> _Task material_
- - -

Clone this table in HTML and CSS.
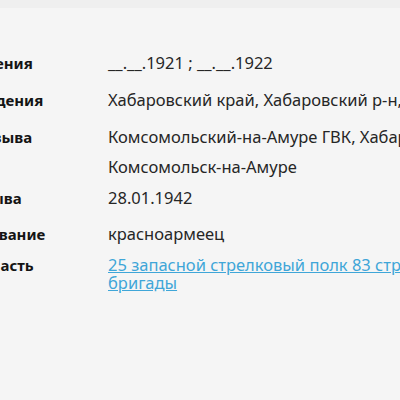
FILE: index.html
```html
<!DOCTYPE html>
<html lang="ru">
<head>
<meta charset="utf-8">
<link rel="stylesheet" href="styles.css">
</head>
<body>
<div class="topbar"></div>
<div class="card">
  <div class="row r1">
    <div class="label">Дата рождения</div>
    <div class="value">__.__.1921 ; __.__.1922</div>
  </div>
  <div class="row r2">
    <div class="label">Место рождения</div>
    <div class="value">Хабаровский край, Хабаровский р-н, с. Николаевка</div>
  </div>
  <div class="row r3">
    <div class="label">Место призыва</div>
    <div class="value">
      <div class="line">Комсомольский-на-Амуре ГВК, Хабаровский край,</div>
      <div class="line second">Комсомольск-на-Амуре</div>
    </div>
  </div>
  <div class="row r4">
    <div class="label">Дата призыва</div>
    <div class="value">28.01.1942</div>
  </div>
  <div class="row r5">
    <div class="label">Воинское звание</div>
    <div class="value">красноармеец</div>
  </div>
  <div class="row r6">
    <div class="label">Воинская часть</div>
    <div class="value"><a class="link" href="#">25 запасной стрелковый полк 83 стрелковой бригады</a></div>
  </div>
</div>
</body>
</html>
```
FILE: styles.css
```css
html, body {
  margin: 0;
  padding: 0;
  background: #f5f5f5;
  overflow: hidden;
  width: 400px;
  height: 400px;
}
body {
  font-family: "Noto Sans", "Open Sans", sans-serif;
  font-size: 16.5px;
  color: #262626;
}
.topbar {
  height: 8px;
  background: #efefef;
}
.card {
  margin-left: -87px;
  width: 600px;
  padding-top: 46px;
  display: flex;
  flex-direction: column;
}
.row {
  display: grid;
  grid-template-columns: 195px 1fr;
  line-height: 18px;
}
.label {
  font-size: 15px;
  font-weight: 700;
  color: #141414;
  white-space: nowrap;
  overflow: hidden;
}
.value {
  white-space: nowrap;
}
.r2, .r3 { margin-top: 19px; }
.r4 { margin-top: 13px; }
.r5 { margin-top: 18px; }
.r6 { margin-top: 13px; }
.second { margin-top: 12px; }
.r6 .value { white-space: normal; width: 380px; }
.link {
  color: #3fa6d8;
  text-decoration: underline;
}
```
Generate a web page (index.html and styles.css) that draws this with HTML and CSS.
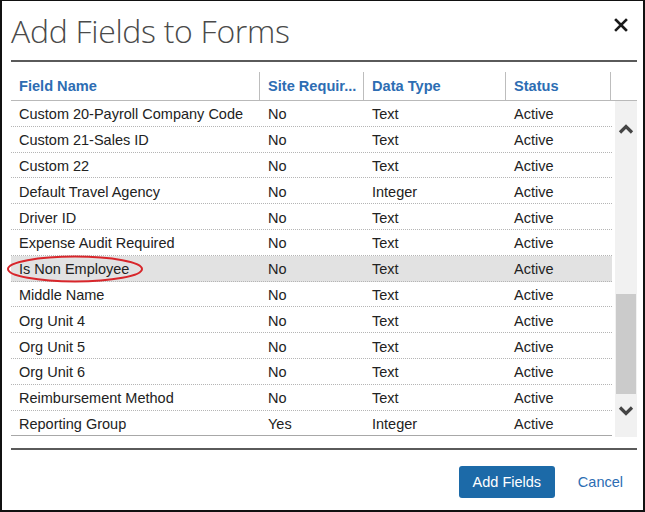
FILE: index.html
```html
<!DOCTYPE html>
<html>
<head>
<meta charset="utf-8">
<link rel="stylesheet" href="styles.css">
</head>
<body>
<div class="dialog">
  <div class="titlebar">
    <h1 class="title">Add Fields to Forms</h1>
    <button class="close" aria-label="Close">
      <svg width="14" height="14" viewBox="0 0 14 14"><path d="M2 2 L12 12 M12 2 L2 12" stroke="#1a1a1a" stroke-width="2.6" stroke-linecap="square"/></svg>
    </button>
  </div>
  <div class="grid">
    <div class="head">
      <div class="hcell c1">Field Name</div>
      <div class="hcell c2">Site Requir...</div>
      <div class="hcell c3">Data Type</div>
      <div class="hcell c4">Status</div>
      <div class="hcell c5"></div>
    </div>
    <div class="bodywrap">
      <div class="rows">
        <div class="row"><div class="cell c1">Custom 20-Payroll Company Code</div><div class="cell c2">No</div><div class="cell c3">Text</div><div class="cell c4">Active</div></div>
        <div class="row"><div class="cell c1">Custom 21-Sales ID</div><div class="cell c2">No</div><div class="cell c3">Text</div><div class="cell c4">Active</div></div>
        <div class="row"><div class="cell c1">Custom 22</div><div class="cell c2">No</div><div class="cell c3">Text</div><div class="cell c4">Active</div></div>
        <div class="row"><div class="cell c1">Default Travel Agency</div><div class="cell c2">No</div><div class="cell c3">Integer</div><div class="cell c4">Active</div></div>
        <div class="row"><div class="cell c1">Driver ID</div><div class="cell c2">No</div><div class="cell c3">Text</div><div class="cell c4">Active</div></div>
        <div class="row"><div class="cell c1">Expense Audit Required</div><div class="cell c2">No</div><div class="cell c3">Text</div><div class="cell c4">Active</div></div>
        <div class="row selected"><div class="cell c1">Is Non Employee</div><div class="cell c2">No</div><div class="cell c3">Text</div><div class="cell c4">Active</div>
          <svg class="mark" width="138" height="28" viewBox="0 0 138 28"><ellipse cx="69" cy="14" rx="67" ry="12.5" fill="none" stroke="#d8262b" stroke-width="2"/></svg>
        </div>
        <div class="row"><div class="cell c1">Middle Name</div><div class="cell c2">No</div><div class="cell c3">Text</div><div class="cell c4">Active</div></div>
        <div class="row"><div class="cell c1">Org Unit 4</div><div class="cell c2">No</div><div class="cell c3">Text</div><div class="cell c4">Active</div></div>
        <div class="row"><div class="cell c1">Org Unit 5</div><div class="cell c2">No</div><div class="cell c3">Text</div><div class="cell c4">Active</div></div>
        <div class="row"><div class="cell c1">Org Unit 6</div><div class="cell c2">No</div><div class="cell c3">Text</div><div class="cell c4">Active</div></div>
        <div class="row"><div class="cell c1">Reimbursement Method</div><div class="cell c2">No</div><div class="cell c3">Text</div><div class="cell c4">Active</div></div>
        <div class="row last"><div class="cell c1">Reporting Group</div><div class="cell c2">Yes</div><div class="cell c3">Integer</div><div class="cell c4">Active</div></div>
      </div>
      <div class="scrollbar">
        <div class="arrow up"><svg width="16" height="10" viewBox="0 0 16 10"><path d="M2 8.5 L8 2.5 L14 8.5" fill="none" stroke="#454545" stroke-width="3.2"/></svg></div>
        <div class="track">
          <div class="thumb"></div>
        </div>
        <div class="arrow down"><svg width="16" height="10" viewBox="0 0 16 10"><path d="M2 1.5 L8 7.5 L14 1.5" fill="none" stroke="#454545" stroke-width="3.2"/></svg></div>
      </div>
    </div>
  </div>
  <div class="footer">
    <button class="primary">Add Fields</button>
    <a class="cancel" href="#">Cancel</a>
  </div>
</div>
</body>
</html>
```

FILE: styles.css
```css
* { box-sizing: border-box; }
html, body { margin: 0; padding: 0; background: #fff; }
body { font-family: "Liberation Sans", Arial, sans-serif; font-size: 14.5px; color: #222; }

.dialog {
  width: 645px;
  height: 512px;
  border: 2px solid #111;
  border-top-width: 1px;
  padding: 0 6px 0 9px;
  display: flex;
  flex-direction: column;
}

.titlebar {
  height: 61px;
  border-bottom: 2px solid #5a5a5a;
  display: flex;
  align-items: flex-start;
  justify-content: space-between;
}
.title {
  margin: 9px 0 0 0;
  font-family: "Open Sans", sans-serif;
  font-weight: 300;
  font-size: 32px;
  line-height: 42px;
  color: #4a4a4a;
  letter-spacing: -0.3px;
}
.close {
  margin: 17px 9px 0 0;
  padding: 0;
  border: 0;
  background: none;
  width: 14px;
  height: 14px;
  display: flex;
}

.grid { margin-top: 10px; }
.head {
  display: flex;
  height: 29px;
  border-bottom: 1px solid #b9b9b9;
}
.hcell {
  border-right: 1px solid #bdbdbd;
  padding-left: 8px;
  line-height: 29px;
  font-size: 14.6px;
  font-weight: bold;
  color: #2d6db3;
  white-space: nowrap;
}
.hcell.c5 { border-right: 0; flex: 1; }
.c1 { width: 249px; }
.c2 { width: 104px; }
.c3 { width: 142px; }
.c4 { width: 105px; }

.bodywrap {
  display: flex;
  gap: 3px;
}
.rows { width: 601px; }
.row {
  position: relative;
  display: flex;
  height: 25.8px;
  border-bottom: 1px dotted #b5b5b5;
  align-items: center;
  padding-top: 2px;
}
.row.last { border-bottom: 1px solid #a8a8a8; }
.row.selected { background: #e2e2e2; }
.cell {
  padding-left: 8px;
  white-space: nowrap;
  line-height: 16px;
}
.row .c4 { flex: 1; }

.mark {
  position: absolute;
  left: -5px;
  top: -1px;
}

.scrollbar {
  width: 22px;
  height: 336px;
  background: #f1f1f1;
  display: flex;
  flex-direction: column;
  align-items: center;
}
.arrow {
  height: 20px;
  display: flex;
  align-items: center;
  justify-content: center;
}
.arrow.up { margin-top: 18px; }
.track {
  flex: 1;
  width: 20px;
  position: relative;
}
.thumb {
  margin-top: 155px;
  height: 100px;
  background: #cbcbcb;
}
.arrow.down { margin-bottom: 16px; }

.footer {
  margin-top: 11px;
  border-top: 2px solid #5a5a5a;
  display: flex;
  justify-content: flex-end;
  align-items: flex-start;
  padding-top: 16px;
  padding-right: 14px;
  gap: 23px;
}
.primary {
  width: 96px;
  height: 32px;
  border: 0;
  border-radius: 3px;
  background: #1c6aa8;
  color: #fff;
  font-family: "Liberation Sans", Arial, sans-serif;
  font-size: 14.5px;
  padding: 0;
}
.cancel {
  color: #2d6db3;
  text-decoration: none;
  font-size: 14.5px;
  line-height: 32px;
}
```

- - -

> _Problem to work on_
Keep only those lines of the records that hold "this", and return them.

> _Problem solution_
Clone this table in HTML and CSS.
Generate a web page (index.html and styles.css) that draws this with HTML and CSS.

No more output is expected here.